↓↓↓

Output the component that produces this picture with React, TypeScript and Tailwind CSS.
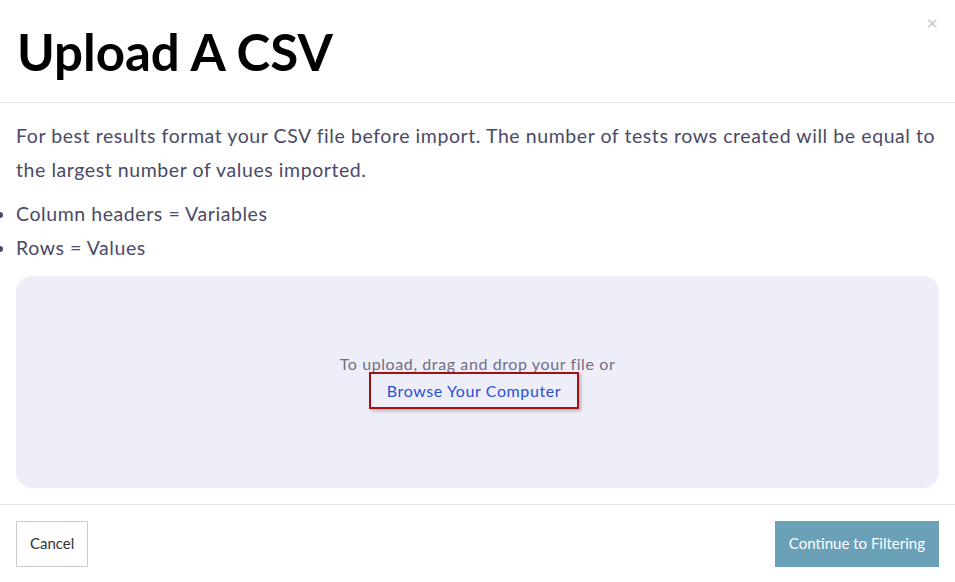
export default function App() {
  return (
    <div className="relative min-h-[582px] bg-white text-[#4a4a66]" style={{ fontFamily: "Lato, 'Noto Sans', sans-serif" }}>
      <button className="absolute right-[17px] top-[12px] text-[20px] leading-none text-[#c8c8c8]">×</button>
      <header className="border-b border-[#e5e5e5] px-[17px] pt-[18px] pb-[16px]">
        <h1 className="text-[51px] font-bold leading-[68px] text-black">Upload A CSV</h1>
      </header>
      <main className="px-4 pt-[16px] pb-4">
        <p className="text-[19.5px] leading-[34px] tracking-[0.57px]">
          For best results format your CSV file before import. The number of tests rows created will be equal to the largest number of values imported.
        </p>
        <ul className="mt-[10px] list-disc list-outside pl-0 text-[19.5px] leading-[34px] tracking-[0.57px]">
          <li>Column headers = Variables</li>
          <li>Rows = Values</li>
        </ul>
        <div className="mt-[11px] flex h-[212px] flex-col items-center justify-center rounded-[16px] bg-[#eeeef8]">
          <p className="text-[16px] leading-[18px] tracking-[0.6px] text-[#707085]">To upload, drag and drop your file or</p>
          <button className="-mt-[1px] mr-[7px] border-2 border-[#a40f16] px-[16px] py-[5px] text-[16px] leading-[23px] tracking-[0.6px] text-[#2b4fd6] shadow-[2px_2px_3px_rgba(0,0,0,0.25)]">
            Browse Your Computer
          </button>
        </div>
      </main>
      <footer className="flex items-center justify-between border-t border-[#e5e5e5] px-4 pt-4">
        <button className="h-[46px] border border-[#cccccc] px-[13px] pb-[2px] text-[15px] text-[#333333]">Cancel</button>
        <button className="h-[46px] bg-[#6aa1b9] px-[14px] pb-[2px] text-[15px] text-white">Continue to Filtering</button>
      </footer>
    </div>
  );
}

↑↑↑

#### Your instructions:
Exclude every picture and copy the remaining data exactly.

#### Result for this task:
Output the component that produces this picture with React, TypeScript and Tailwind CSS.
export default function App() {
  return (
    <div className="relative min-h-[582px] bg-white text-[#4a4a66]" style={{ fontFamily: "Lato, 'Noto Sans', sans-serif" }}>
      <button className="absolute right-[17px] top-[12px] text-[20px] leading-none text-[#c8c8c8]">×</button>
      <header className="border-b border-[#e5e5e5] px-[17px] pt-[18px] pb-[16px]">
        <h1 className="text-[51px] font-bold leading-[68px] text-black">Upload A CSV</h1>
      </header>
      <main className="px-4 pt-[16px] pb-4">
        <p className="text-[19.5px] leading-[34px] tracking-[0.57px]">
          For best results format your CSV file before import. The number of tests rows created will be equal to the largest number of values imported.
        </p>
        <ul className="mt-[10px] list-disc list-outside pl-0 text-[19.5px] leading-[34px] tracking-[0.57px]">
          <li>Column headers = Variables</li>
          <li>Rows = Values</li>
        </ul>
        <div className="mt-[11px] flex h-[212px] flex-col items-center justify-center rounded-[16px] bg-[#eeeef8]">
          <p className="text-[16px] leading-[18px] tracking-[0.6px] text-[#707085]">To upload, drag and drop your file or</p>
          <button className="-mt-[1px] mr-[7px] border-2 border-[#a40f16] px-[16px] py-[5px] text-[16px] leading-[23px] tracking-[0.6px] text-[#2b4fd6] shadow-[2px_2px_3px_rgba(0,0,0,0.25)]">
            Browse Your Computer
          </button>
        </div>
      </main>
      <footer className="flex items-center justify-between border-t border-[#e5e5e5] px-4 pt-4">
        <button className="h-[46px] border border-[#cccccc] px-[13px] pb-[2px] text-[15px] text-[#333333]">Cancel</button>
        <button className="h-[46px] bg-[#6aa1b9] px-[14px] pb-[2px] text-[15px] text-white">Continue to Filtering</button>
      </footer>
    </div>
  );
}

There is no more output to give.